Japan was being hit by something incomprehensively powerful
of unknown origin that just totally wiped out any place it
appeared.  Finally a courageous Japanese scientist uses his
own powerful weapon against Gojira, but only after he has
taken safeguards to be sure his force is never used against
humans (are you listening, American nuclear scientists?).
The film was extensively re-edited to be much less anti-
American, scenes with American actor Raymond Burr were
added, and the film was released in the U.S. as GODZILLA,
KING OF THE MONSTERS.  The film became an international
success and spawned a whole series of films with
Gojira/Godzilla and eventually created a whole subgenre, the
Japanese monster movie.
     Of Toho's followups to GODZILLA none had much real
quality, but some were fun on a junior high school level of
complexity.  Most notably, GODZILLA VS. THE THING had a
certain charm.  At the end of the next film, GHIDRAH, THE
THREE-HEADED MONSTER Godzilla turns into a good guy and
after that the films became more and more silly and
childish.  They maintained a small audience for a decade or
so, but they eventually died out.  Presumably the executives
at Toho began to lament their own degradation of their
monster.  They have just finished making a film tentatively
to be called either GODZILLA or RETURN OF GODZILLA.  It is
another sequel to the original GODZILLA, KING OF THE
MONSTERS, but to only that film.
     As the film begins there has been one and only one
appearance of Godzilla, and that was some thirty years
earlier.  A second monster of the same species rises out of
a volcano to threaten Japan and to spark an international
nuclear incident.
     It had been rumored that Toho Pictures had been working
on a Godzilla film that would employ stop-motion technology.
If, in fact, this is the film that resulted, it is something
of a disappointment.  This Godzilla is another "man-in-
suitosaurus," to use Don Glut's term.  But at least the
producers have returned to an earlier and less cute
visualization of the creature.  This Godzilla looks much
like the one in the first Godzilla films with a face like a
crumpled sheet of newspaper.  The camera uses low-angle
camera shots effectively to make the beast look impressively
                           - 3 -
large, a technique used in the first films and not again
since.  The special effects of the monster walking through
Tokyo at night look much like a similar effect in the 1976
KING KONG.
     The new Godzilla film (and it isn't dubbed in English
yet--I saw it in Japanese with a narrator explaining what
was going on) is not a very good film on any sort of
absolute scale; I guess I have never seen a Japanese science
fiction film that was.  But for those of us who grew up with
hokey Godzilla films, it has considerable nostalgia value.

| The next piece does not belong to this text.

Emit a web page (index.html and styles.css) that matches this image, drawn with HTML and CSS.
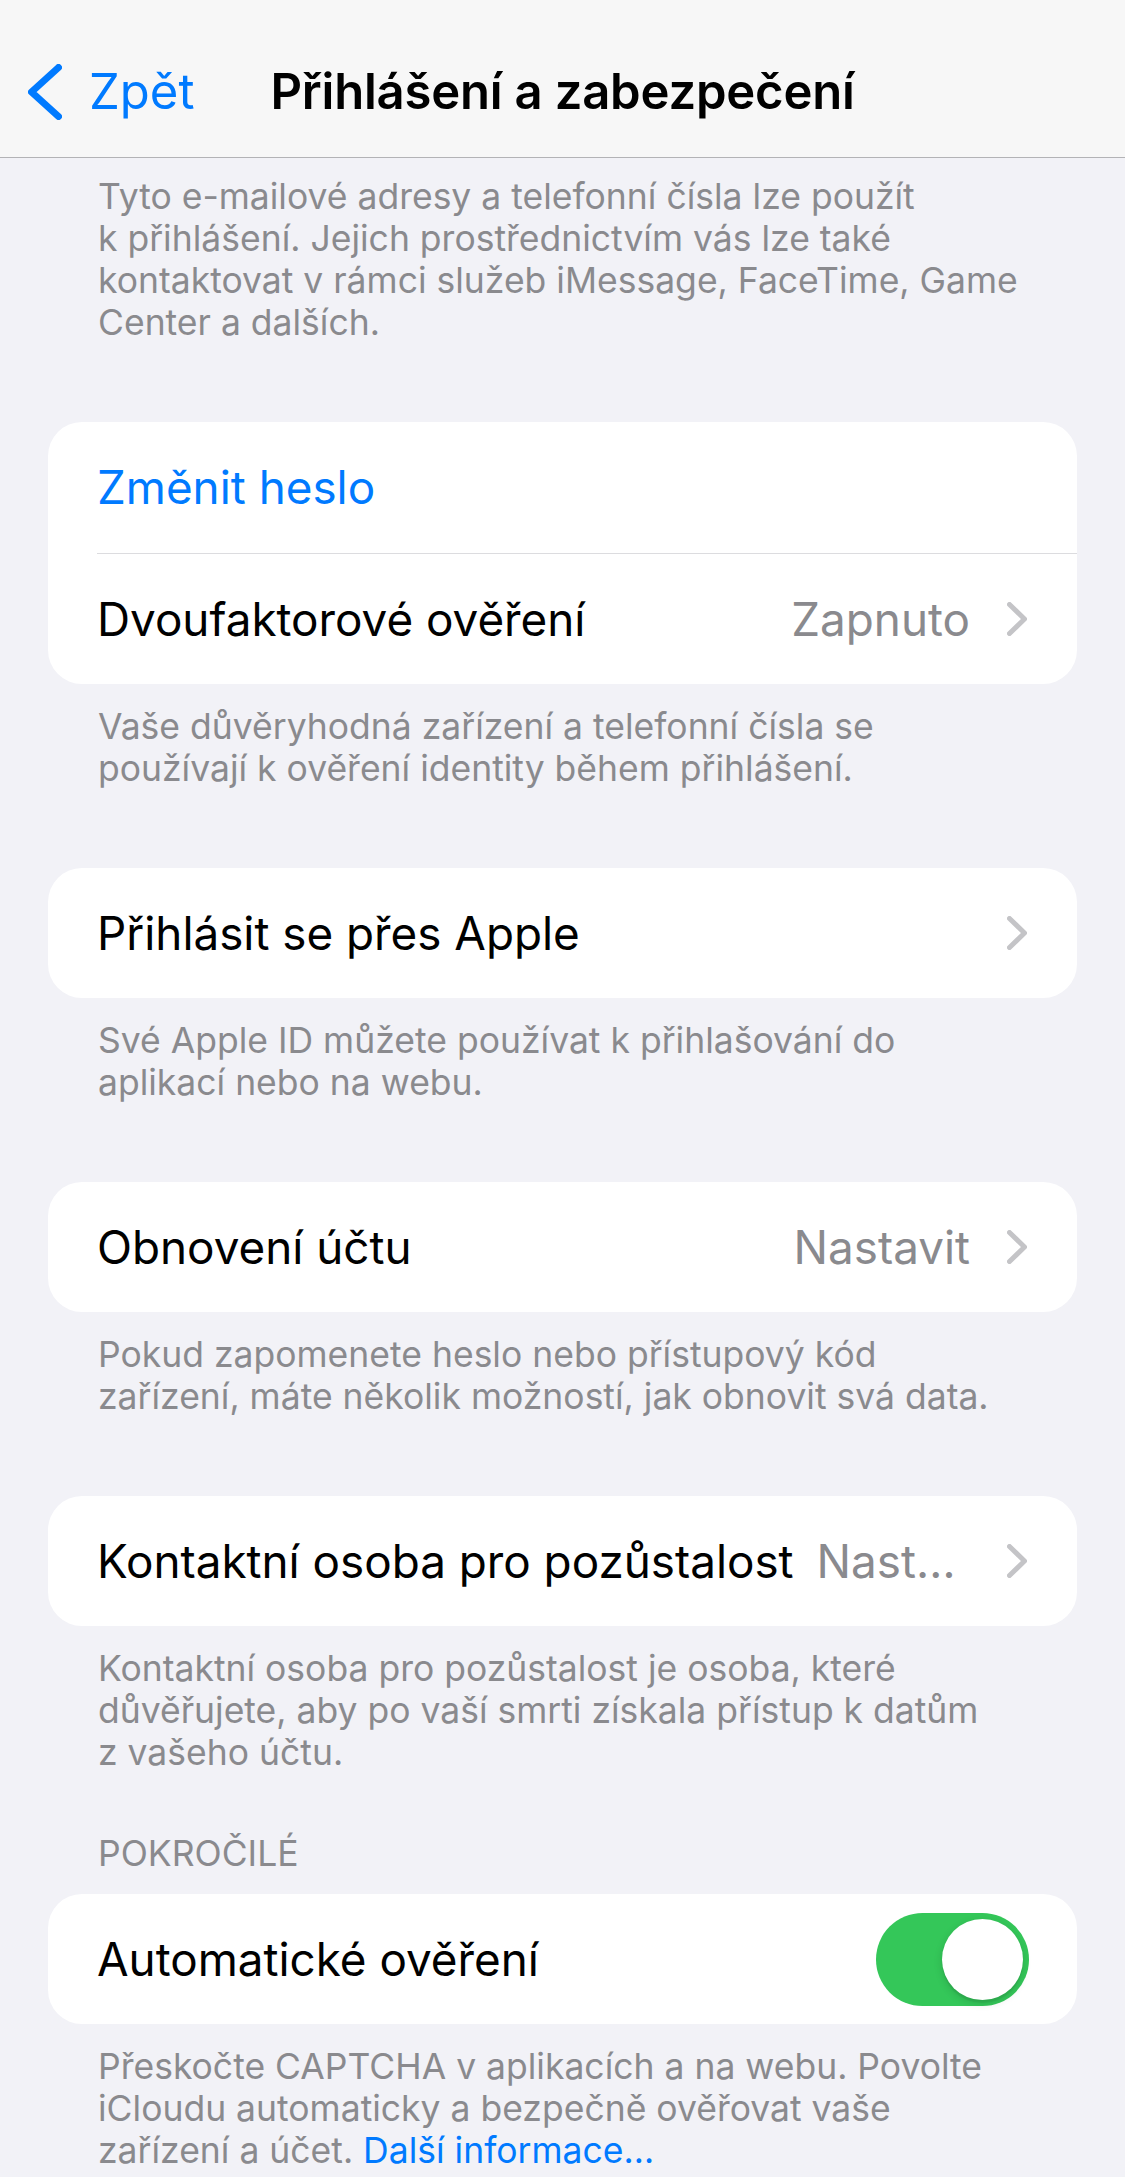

The quality is not up to that of the 1976 KING KONG, so
expect very little, but if you liked the old Toho science
fiction films in their best years, it might be worth
watching for.  It was a pleasure to see, but I cannot fairly
give the 1984 version of GODZILLA anything better than a -1
on the -4 to +4 scale for fear that someone might see the
film and realize what rotten taste I really have.